• Description

In the initial phase of a case study of the merger of two already-effective decades-old community-based organizing groups in Chicago, we examine the extent to which the"scaling up"new organization is increasing its power at neighborhood-wide, citywide, regional, statewide, and nationwide levels. The combined geographic based of the new organization covers ten community areas containing 600,000 residents. At the same time, the organization has redoubled efforts to maintain strong grassroots member involvement in internal organizational deliberation and setting organizational priorities. The previous organizations had a history of working on a broad range of issues of importance to equity and the quality of life in local communities.
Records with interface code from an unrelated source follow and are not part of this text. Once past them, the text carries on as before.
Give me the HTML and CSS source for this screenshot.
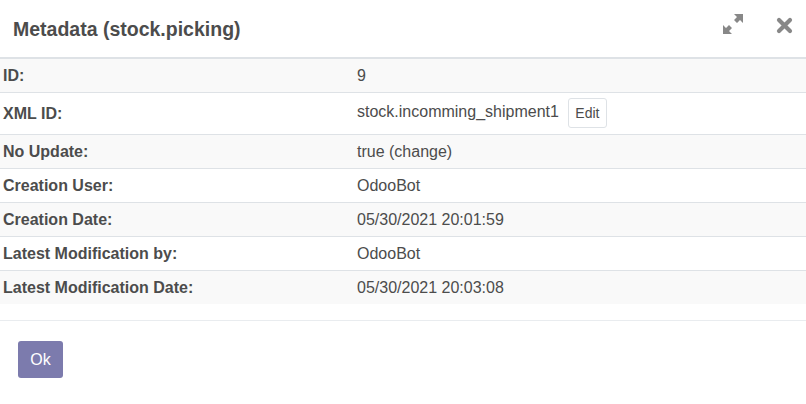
FILE: index.html
```html
<!DOCTYPE html>
<html>
<head>
<meta charset="utf-8">
<link rel="stylesheet" href="styles.css">
</head>
<body>
<div class="modal">
  <header class="modal-header">
    <h4 class="modal-title">Metadata (stock.picking)</h4>
    <div class="header-actions">
      <button class="icon-btn expand" aria-label="Expand">
        <svg width="22" height="22" viewBox="0 0 22 22">
          <g fill="#888">
            <polygon points="12,1 21,1 21,10 18,7 15,10 12,7 15,4"/>
            <polygon points="10,21 1,21 1,12 4,15 7,12 10,15 7,18"/>
          </g>
        </svg>
      </button>
      <button class="icon-btn close" aria-label="Close">
        <svg width="17" height="17" viewBox="0 0 17 17">
          <path d="M3 3 L14 14 M14 3 L3 14" stroke="#888" stroke-width="4.2" stroke-linecap="round"/>
        </svg>
      </button>
    </div>
  </header>
  <main class="modal-body">
    <table class="meta-table">
      <tbody>
        <tr><th>ID:</th><td>9</td></tr>
        <tr class="tall"><th>XML ID:</th><td>stock.incomming_shipment1<button class="btn-edit">Edit</button></td></tr>
        <tr><th>No Update:</th><td>true (change)</td></tr>
        <tr><th>Creation User:</th><td>OdooBot</td></tr>
        <tr><th>Creation Date:</th><td>05/30/2021 20:01:59</td></tr>
        <tr><th>Latest Modification by:</th><td>OdooBot</td></tr>
        <tr><th>Latest Modification Date:</th><td>05/30/2021 20:03:08</td></tr>
      </tbody>
    </table>
  </main>
  <footer class="modal-footer">
    <button class="btn-primary">Ok</button>
  </footer>
</div>
</body>
</html>
```
FILE: styles.css
```css
html, body {
  margin: 0;
  padding: 0;
  background: #fff;
}
body {
  font-family: "Liberation Sans", Arial, sans-serif;
  font-size: 16px;
  color: #4c4c4c;
}
.modal {
  width: 806px;
}
.modal-header {
  height: 58px;
  box-sizing: border-box;
  border-bottom: 1px solid #dee2e6;
  display: flex;
  align-items: center;
  justify-content: space-between;
  padding: 0 13px 0 13px;
}
.modal-title {
  margin: 0;
  font-size: 19.5px;
  font-weight: bold;
  color: #4c4c4c;
  padding-top: 1px;
}
.header-actions {
  display: flex;
  align-items: center;
  gap: 32px;
  margin-top: -6px;
}
.icon-btn {
  border: 0;
  background: none;
  padding: 0;
  display: flex;
}
.icon-btn.expand {
  margin-top: -3px;
}
.meta-table {
  width: 100%;
  border-collapse: collapse;
  margin-bottom: 16px;
}
.meta-table th,
.meta-table td {
  border-top: 1px solid #dee2e6;
  padding: 6px 3px;
  line-height: 21px;
  text-align: left;
  vertical-align: middle;
}
.meta-table th {
  width: 348px;
  font-weight: bold;
}
.meta-table tr:nth-child(odd) {
  background: #f9f9f9;
}
.meta-table tr.tall td,
.meta-table tr.tall th {
  padding-top: 5px;
  padding-bottom: 6px;
}
.btn-edit {
  font-family: inherit;
  font-size: 14px;
  color: #4c4c4c;
  background: #fff;
  border: 1px solid #dee2e6;
  border-radius: 3px;
  height: 30px;
  width: 39px;
  padding: 0;
  margin-left: 9px;
  vertical-align: middle;
}
.modal-footer {
  border-top: 1px solid #e9ecef;
  padding: 20px 18px;
}
.btn-primary {
  font-family: inherit;
  font-size: 16px;
  color: #fff;
  background: #7c7bad;
  border: 0;
  border-radius: 3px;
  width: 45px;
  height: 37px;
  padding: 0;
}
```
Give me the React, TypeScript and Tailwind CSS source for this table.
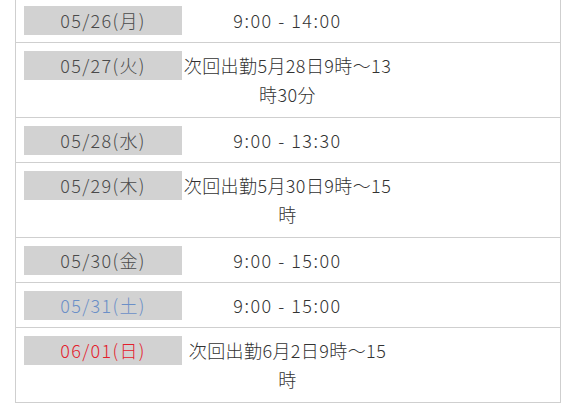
import React from 'react';

type Row = {
  date: string;
  tone?: 'sat' | 'sun';
  text: string;
  note?: boolean;
};

const rows: Row[] = [
  { date: '05/26(月)', text: '9:00 - 14:00' },
  { date: '05/27(火)', text: '次回出勤5月28日9時～13時30分', note: true },
  { date: '05/28(水)', text: '9:00 - 13:30' },
  { date: '05/29(木)', text: '次回出勤5月30日9時～15時', note: true },
  { date: '05/30(金)', text: '9:00 - 15:00' },
  { date: '05/31(土)', tone: 'sat', text: '9:00 - 15:00' },
  { date: '06/01(日)', tone: 'sun', text: '次回出勤6月2日9時～15時', note: true },
];

export default function App() {
  return (
    <div className="w-[576px] h-[406px] overflow-hidden bg-white font-['Noto_Sans_CJK_JP',sans-serif] font-light text-[18px]">
      <div className="ml-[15px] mt-[-2px] w-[546px] border-x border-[#cfcfcf]">
        {rows.map((row) => (
          <div
            key={row.date}
            className={`flex items-start border-b border-[#cfcfcf] pl-[8px] pt-[8px] ${row.note ? 'pb-[8px]' : 'pb-[7px]'}`}
          >
            <div
              className={`w-[158px] h-[29px] shrink-0 bg-[#d2d2d2] text-center leading-[29px] tracking-[1.3px] ${
                row.tone === 'sat'
                  ? 'text-[#6b8fc7]'
                  : row.tone === 'sun'
                  ? 'text-[#e3202c]'
                  : 'text-[#4a4a4a]'
              }`}
            >
              {row.date}
            </div>
            <div
              className={`w-[211px] text-center leading-[29px] text-[#333] ${
                row.note ? 'tracking-[0.4px]' : 'tracking-[1.5px]'
              }`}
            >
              {row.text}
            </div>
          </div>
        ))}
      </div>
    </div>
  );
}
These have included work on public education, affordable housing, mental health justice, violence reduction, mass incarceration, homeless and LGBT youth issues, youth engagement, as well as a stronger voice for the entire community in political decision making. Using more than 30 interviews with old and new organization staff and members along with observation of the new organization's councils, issue teams, and community actions over the past year, we determine the dimensions of power that leaders and members identify as being affected by the scaling up. As the larger project progresses, these dimensions will be used in measuring the impact of the merger on its power and influence. Both organizations had been known for both their confrontational tactics and effective coalition building. We use a community-based participatory research approach in examining the organization which seeks to promote equity in racially, ethnically, and economically diverse communities on Chicago's northside.